— begin SUPPLIED ENTRIES —
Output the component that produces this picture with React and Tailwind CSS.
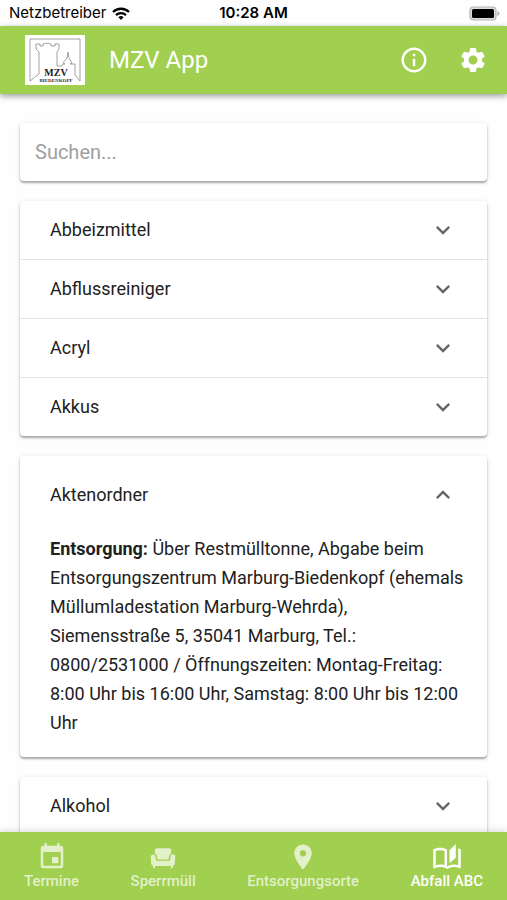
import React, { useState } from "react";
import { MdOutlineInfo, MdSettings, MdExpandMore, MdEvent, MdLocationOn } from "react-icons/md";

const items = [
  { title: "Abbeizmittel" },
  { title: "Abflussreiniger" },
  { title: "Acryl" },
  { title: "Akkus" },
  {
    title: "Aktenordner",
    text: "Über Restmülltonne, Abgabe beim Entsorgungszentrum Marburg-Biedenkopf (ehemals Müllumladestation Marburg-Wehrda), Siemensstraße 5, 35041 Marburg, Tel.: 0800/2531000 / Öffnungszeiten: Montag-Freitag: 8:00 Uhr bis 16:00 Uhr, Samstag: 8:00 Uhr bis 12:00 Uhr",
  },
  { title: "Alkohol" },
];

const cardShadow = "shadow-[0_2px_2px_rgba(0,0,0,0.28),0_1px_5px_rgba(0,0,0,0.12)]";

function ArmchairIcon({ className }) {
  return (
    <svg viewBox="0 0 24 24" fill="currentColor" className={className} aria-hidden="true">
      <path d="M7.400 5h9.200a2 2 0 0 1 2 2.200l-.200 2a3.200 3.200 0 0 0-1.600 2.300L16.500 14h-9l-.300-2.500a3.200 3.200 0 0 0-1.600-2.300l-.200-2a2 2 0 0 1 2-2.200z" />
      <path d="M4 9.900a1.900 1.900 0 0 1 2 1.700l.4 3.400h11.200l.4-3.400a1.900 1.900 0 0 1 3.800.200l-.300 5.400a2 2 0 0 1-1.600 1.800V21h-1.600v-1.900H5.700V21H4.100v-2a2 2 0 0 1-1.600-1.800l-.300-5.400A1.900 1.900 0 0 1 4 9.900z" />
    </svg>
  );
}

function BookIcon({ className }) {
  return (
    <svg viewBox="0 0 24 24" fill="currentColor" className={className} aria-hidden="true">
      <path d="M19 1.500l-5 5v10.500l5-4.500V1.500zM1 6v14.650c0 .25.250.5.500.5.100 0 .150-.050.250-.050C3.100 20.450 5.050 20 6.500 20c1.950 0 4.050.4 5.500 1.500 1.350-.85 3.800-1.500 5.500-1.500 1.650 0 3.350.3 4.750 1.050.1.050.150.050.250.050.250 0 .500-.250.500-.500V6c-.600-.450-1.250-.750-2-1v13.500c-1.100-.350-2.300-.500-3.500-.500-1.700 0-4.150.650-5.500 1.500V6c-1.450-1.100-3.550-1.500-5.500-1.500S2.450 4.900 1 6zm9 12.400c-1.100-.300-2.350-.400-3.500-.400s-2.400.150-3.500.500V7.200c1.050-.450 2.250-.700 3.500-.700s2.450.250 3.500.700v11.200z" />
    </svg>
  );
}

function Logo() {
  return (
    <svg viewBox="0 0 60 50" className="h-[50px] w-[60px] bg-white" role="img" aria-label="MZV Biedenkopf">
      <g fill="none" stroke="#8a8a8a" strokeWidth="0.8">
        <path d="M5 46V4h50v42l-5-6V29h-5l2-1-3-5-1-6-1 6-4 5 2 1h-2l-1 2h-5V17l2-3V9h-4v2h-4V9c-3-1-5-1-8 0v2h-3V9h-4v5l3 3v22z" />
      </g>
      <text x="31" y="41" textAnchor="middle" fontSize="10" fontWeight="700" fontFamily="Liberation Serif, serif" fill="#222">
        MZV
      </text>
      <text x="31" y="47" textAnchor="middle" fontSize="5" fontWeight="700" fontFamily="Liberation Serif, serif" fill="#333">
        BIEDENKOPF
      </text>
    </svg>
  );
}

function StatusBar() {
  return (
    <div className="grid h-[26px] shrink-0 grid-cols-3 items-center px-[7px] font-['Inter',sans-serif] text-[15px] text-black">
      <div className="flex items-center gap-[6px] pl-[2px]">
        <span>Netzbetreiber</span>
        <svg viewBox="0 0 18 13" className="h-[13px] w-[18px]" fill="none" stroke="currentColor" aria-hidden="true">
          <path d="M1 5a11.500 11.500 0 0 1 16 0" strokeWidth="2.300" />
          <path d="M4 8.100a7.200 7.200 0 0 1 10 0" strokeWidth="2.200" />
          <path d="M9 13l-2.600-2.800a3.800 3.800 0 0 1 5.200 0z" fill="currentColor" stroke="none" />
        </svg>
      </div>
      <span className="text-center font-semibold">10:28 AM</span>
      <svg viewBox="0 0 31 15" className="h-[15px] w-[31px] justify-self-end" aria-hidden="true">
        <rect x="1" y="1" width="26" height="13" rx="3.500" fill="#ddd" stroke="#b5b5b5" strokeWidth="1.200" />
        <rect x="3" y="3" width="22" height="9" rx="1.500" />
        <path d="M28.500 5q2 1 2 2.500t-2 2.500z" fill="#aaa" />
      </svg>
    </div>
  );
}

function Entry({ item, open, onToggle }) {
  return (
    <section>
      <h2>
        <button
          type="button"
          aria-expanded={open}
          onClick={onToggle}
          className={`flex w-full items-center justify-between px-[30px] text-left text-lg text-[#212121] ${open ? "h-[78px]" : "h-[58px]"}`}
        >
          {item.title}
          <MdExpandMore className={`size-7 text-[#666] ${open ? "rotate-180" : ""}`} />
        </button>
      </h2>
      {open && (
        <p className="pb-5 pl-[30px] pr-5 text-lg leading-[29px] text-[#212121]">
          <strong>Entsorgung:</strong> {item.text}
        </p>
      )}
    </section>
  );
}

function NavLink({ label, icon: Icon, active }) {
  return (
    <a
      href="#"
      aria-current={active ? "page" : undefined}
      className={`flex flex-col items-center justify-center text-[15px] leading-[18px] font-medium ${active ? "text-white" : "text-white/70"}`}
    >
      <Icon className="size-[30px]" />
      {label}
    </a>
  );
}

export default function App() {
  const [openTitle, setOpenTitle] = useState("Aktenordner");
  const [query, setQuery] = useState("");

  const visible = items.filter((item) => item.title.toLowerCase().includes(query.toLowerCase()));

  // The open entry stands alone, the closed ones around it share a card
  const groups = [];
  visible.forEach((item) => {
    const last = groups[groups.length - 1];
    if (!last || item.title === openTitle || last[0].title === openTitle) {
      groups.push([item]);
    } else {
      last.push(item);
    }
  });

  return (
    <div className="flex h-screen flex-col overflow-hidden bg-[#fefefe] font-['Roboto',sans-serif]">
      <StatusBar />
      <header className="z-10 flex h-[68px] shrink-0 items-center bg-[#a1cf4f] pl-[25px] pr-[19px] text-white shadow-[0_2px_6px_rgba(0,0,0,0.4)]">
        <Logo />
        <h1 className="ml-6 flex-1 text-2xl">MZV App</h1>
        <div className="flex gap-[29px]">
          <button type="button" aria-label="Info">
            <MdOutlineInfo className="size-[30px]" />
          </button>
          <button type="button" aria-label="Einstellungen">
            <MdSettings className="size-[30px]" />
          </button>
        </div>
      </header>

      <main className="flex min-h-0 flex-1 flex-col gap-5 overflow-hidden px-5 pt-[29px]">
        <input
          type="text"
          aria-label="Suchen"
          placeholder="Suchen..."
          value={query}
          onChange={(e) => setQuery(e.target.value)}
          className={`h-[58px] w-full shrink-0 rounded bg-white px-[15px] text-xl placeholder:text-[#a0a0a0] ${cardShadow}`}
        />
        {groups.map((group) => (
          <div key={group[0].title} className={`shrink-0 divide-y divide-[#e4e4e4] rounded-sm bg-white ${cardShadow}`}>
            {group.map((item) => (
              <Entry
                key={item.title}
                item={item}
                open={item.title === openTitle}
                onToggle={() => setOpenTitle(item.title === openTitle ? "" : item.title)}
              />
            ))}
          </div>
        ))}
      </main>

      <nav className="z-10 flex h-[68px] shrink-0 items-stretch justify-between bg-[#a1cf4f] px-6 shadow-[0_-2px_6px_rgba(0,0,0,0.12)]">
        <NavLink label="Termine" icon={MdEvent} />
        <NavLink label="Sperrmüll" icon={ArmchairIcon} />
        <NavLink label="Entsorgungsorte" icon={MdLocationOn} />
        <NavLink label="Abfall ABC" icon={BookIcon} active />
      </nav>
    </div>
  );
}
— end SUPPLIED ENTRIES —
— begin SUPPLIED ENTRIES —
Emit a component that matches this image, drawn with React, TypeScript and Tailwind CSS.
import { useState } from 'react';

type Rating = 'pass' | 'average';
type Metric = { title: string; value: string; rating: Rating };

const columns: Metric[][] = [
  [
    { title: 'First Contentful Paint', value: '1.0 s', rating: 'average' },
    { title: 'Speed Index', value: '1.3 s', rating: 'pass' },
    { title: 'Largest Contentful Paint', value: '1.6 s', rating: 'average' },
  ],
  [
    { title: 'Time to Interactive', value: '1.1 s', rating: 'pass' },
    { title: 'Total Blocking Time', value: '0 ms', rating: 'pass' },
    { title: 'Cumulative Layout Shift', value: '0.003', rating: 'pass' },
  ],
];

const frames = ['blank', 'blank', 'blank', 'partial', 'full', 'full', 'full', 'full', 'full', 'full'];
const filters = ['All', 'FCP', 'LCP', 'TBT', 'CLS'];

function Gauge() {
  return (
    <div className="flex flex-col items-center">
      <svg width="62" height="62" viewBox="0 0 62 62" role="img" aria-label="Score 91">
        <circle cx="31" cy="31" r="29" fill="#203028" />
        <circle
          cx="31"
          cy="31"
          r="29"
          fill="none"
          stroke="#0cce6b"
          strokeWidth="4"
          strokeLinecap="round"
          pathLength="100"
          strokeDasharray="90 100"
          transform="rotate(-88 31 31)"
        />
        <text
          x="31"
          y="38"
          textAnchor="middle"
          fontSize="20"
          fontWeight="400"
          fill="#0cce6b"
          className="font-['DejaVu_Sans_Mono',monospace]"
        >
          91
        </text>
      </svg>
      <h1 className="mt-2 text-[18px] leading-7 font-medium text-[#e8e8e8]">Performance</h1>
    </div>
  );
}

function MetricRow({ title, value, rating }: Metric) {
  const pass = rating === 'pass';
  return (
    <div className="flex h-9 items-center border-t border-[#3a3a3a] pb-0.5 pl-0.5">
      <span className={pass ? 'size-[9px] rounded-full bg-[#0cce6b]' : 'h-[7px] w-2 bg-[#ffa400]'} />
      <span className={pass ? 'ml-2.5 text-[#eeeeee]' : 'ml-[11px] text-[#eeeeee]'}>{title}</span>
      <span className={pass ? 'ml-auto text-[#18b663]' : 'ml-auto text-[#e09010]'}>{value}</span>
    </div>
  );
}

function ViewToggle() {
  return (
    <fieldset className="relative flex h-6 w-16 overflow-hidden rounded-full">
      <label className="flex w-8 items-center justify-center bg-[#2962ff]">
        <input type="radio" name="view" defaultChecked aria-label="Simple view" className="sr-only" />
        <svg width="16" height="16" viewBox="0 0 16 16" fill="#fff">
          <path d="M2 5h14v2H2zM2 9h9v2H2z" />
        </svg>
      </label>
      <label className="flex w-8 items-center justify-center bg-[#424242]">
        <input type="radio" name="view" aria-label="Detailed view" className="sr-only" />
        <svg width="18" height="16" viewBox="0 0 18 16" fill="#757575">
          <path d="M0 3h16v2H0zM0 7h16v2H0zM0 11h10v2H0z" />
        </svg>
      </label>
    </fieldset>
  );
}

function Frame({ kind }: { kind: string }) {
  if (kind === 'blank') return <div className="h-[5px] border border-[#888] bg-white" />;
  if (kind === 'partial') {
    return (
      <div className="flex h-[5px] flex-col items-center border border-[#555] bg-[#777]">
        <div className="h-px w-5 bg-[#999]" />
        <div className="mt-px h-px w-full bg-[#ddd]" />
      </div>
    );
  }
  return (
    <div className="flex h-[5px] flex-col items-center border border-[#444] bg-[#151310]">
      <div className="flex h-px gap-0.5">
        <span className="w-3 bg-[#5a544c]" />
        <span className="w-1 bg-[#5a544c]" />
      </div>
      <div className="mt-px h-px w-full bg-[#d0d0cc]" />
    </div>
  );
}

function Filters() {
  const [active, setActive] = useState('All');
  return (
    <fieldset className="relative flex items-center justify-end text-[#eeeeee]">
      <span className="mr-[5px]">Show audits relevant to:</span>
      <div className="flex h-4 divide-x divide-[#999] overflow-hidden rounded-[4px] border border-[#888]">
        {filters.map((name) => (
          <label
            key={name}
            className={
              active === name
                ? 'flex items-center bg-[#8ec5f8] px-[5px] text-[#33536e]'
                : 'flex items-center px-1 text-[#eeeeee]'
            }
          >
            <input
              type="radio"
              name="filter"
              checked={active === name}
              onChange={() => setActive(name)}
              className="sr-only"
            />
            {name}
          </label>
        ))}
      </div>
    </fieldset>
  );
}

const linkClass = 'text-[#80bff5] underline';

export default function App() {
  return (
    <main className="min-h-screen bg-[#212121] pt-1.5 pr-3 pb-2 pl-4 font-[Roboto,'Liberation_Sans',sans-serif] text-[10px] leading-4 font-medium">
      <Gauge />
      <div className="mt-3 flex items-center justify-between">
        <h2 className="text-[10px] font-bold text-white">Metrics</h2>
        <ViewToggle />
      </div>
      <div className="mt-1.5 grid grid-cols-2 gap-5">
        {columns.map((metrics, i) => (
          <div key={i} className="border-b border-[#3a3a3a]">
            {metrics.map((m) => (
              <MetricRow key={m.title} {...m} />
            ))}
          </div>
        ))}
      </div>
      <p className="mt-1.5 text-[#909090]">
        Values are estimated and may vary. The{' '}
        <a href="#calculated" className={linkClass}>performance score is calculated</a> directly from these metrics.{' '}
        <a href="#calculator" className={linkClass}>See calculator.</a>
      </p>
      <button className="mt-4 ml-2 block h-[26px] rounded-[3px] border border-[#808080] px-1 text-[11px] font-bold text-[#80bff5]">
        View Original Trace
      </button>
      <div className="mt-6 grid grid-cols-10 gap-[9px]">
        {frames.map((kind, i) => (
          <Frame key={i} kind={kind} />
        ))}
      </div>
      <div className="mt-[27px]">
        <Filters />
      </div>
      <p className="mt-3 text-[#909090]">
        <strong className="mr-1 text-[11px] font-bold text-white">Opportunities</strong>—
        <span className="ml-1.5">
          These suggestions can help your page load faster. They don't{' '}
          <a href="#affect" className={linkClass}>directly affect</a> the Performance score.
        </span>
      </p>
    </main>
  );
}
— end SUPPLIED ENTRIES —
Return, unchanged, the run of lines above that opens with the line containing "Emit a component" and closes with the line containing "const filters = ['All', 'FCP', 'LCP', 'TBT', 'CLS'];". Include both.

ANSWER FOR THIS EXERCISE:
Emit a component that matches this image, drawn with React, TypeScript and Tailwind CSS.
import { useState } from 'react';

type Rating = 'pass' | 'average';
type Metric = { title: string; value: string; rating: Rating };

const columns: Metric[][] = [
  [
    { title: 'First Contentful Paint', value: '1.0 s', rating: 'average' },
    { title: 'Speed Index', value: '1.3 s', rating: 'pass' },
    { title: 'Largest Contentful Paint', value: '1.6 s', rating: 'average' },
  ],
  [
    { title: 'Time to Interactive', value: '1.1 s', rating: 'pass' },
    { title: 'Total Blocking Time', value: '0 ms', rating: 'pass' },
    { title: 'Cumulative Layout Shift', value: '0.003', rating: 'pass' },
  ],
];

const frames = ['blank', 'blank', 'blank', 'partial', 'full', 'full', 'full', 'full', 'full', 'full'];
const filters = ['All', 'FCP', 'LCP', 'TBT', 'CLS'];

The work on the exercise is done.